Mikhail Yanovitsky was born in Leningrad (St. Petersburg), where he began his study of the piano under the guidance of his mother. He graduated from the Leningrad Music School for Gifted Children (class of Marina Wolf) and then from the Moscow Tchaikovsky Conservatory, where he studied with Mikhail Voskresensky. Yanovitsky continued to expand his piano career in the 1980s, making his debuts with the Leningrad Chamber Orchestra, the Moscow Philharmonic, and the Leningrad Philharmonic.

He relocated to the US and, in 1991, won the Young Concert Artists Auditions, becoming their most frequently reengaged artist. While represented by Young Concert Artists, he played for the New York Chamber Orchestra under the baton of Gerald Schwartz, the San Francisco Symphony Orchestra under Michael Tilson Thomas, and several other orchestras in the US, Europe, Asia, South Africa, and South America.

Yanovitsky has performed in thirty-four American states, including appearances at the Isabella Stewart Gardner Museum (Boston), Carnegie Recital Hall (New York), Convention Center (Philadelphia), Louise M. Davies Symphony Hall (San Francisco), Chicago Cultural Center, and Kennedy Center (Washington). He has also performed in fifteen European countries, as well as in Mexico, South Africa, Uruguay, Australia, Israel, Japan, South Korea, and China.

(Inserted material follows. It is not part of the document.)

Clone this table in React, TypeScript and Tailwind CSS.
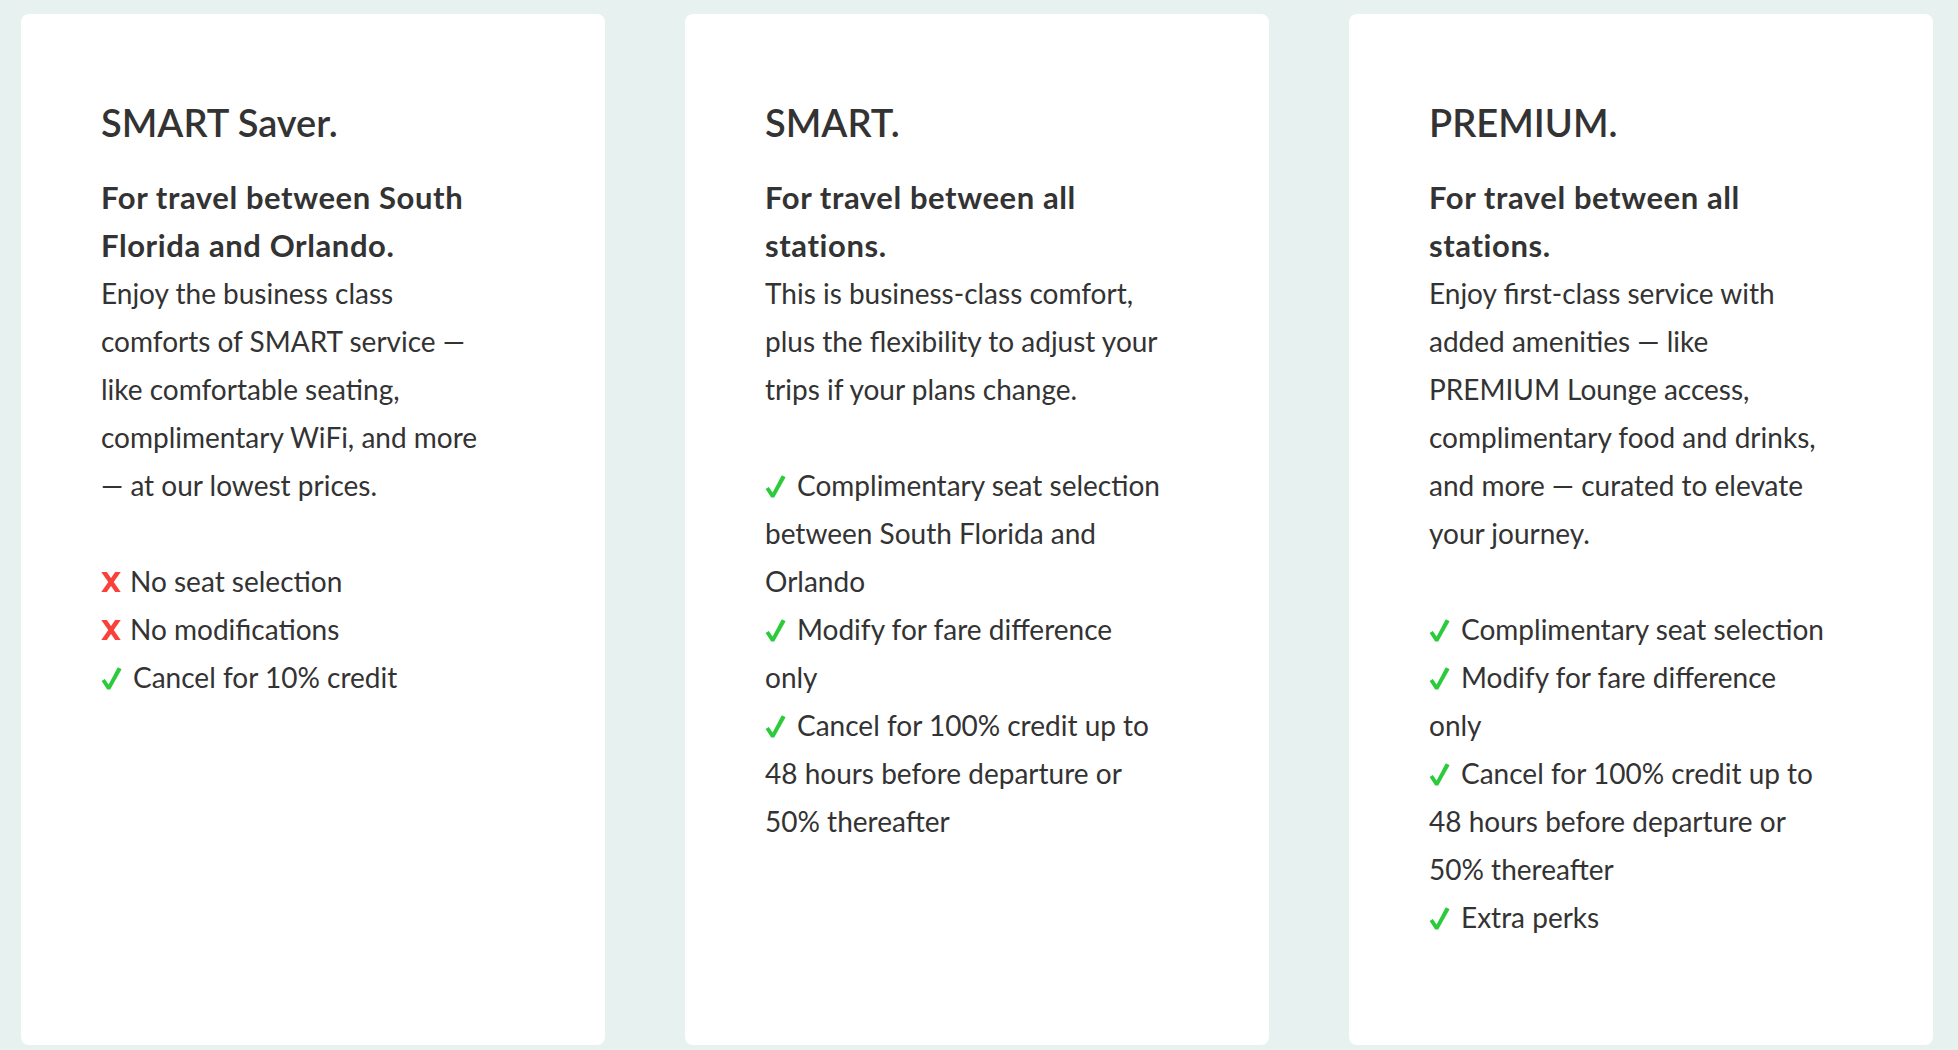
import React from "react";

type Item = { ok: boolean; lines: string[] };
type Card = { title: string; sub: string[]; body: string[]; items: Item[] };

const cards: Card[] = [
  {
    title: "SMART Saver.",
    sub: ["For travel between South", "Florida and Orlando."],
    body: [
      "Enjoy the business class",
      "comforts of SMART service —",
      "like comfortable seating,",
      "complimentary WiFi, and more",
      "— at our lowest prices.",
    ],
    items: [
      { ok: false, lines: ["No seat selection"] },
      { ok: false, lines: ["No modifications"] },
      { ok: true, lines: ["Cancel for 10% credit"] },
    ],
  },
  {
    title: "SMART.",
    sub: ["For travel between all", "stations."],
    body: [
      "This is business-class comfort,",
      "plus the flexibility to adjust your",
      "trips if your plans change.",
    ],
    items: [
      { ok: true, lines: ["Complimentary seat selection", "between South Florida and", "Orlando"] },
      { ok: true, lines: ["Modify for fare difference", "only"] },
      { ok: true, lines: ["Cancel for 100% credit up to", "48 hours before departure or", "50% thereafter"] },
    ],
  },
  {
    title: "PREMIUM.",
    sub: ["For travel between all", "stations."],
    body: [
      "Enjoy first-class service with",
      "added amenities — like",
      "PREMIUM Lounge access,",
      "complimentary food and drinks,",
      "and more — curated to elevate",
      "your journey.",
    ],
    items: [
      { ok: true, lines: ["Complimentary seat selection"] },
      { ok: true, lines: ["Modify for fare difference", "only"] },
      { ok: true, lines: ["Cancel for 100% credit up to", "48 hours before departure or", "50% thereafter"] },
      { ok: true, lines: ["Extra perks"] },
    ],
  },
];

function Check() {
  return (
    <svg
      width="21"
      height="23"
      viewBox="0 0 21 23"
      className="inline-block mr-[11px]"
      style={{ verticalAlign: "-2px" }}
    >
      <path d="M0.6 14 L3.8 12 L7.6 17.6 L16.8 0.3 L20.6 2.2 L9.2 22.6 L6.2 22.6 Z" fill="#2bcb3b" />
    </svg>
  );
}

function Cross() {
  return (
    <svg
      width="20"
      height="20"
      viewBox="0 0 20 20"
      className="inline-block mr-[9px]"
      style={{ verticalAlign: "0px" }}
    >
      <path d="M0.3 0 L5.8 0 L19.7 20 L14.2 20 Z" fill="#f9413a" />
      <path d="M14.2 0 L19.7 0 L5.8 20 L0.3 20 Z" fill="#f9413a" />
    </svg>
  );
}

function CardView({ c }: { c: Card }) {
  return (
    <div className="w-[584px] shrink-0 h-[1031px] bg-white rounded-[8px] pl-[80px] pr-[40px] pt-[84px]">
      <h2 className="text-[38px] leading-[48px] font-semibold text-[#333333] whitespace-nowrap">{c.title}</h2>
      <div className="mt-[27px] text-[31px] leading-[48px] font-bold tracking-[0.6px] text-[#333333] whitespace-nowrap">
        {c.sub.map((l, i) => (
          <div key={i}>{l}</div>
        ))}
      </div>
      <div className="text-[28px] leading-[48px] text-[#333333] whitespace-nowrap">
        {c.body.map((l, i) => (
          <div key={i}>{l}</div>
        ))}
      </div>
      <div className="mt-[48px] text-[28px] leading-[48px] text-[#333333] whitespace-nowrap">
        {c.items.map((it, i) => (
          <div key={i}>
            {it.lines.map((l, j) => (
              <div key={j}>
                {j === 0 && (it.ok ? <Check /> : <Cross />)}
                {l}
              </div>
            ))}
          </div>
        ))}
      </div>
    </div>
  );
}

export default function App() {
  return (
    <div
      className="w-[1958px] h-[1050px] bg-[#e7f1ef] flex gap-[80px] pl-[21px] pt-[14px] overflow-hidden"
      style={{ fontFamily: "Lato, 'Noto Sans', sans-serif" }}
    >
      {cards.map((c, i) => (
        <CardView key={i} c={c} />
      ))}
    </div>
  );
}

Winning the Gina Bachauer Piano Graduate Scholarship in 1991 and 1992 allowed Yanovitsky to study with Seymour Lipkin at Juilliard School (New York). In 2002, he completed his Doctorate at Temple University under the tutelage of Harvey Wedeen, where he defended his thesis on Scriabin’s piano music. Several years later, the thesis was translated into Chinese, and published by a Shanghai music publisher under the title Early Piano Miniatures by Scriabin.

Yanovitsky has won numerous awards. In 1998, after winning Astral artistic Services in Philadelphia, he was awarded 1st prize at the Concerto Competition (Cantù, Italy) and subsequently appeared at the Sala Verdi (Milan). In 1996, he was a prize-winner at the International Piano Competition (Sydney, Australia). He won the ProPiano competition (New York) in 1994, and the East Hampton Competition in 1992.

Since 1994 he has been regularly performing in Russia, including the Saint-Petersburg Philharmonic Halls, the Rachmaninoff and Small Halls of the Moscow Conservatory, the Scriabin Museum in Moscow, and the House of Architects, as well as the new Mariinsky Concert Hall in Saint-Petersburg.

Currently, Dr. Yanovitsky teaches piano at Temple University.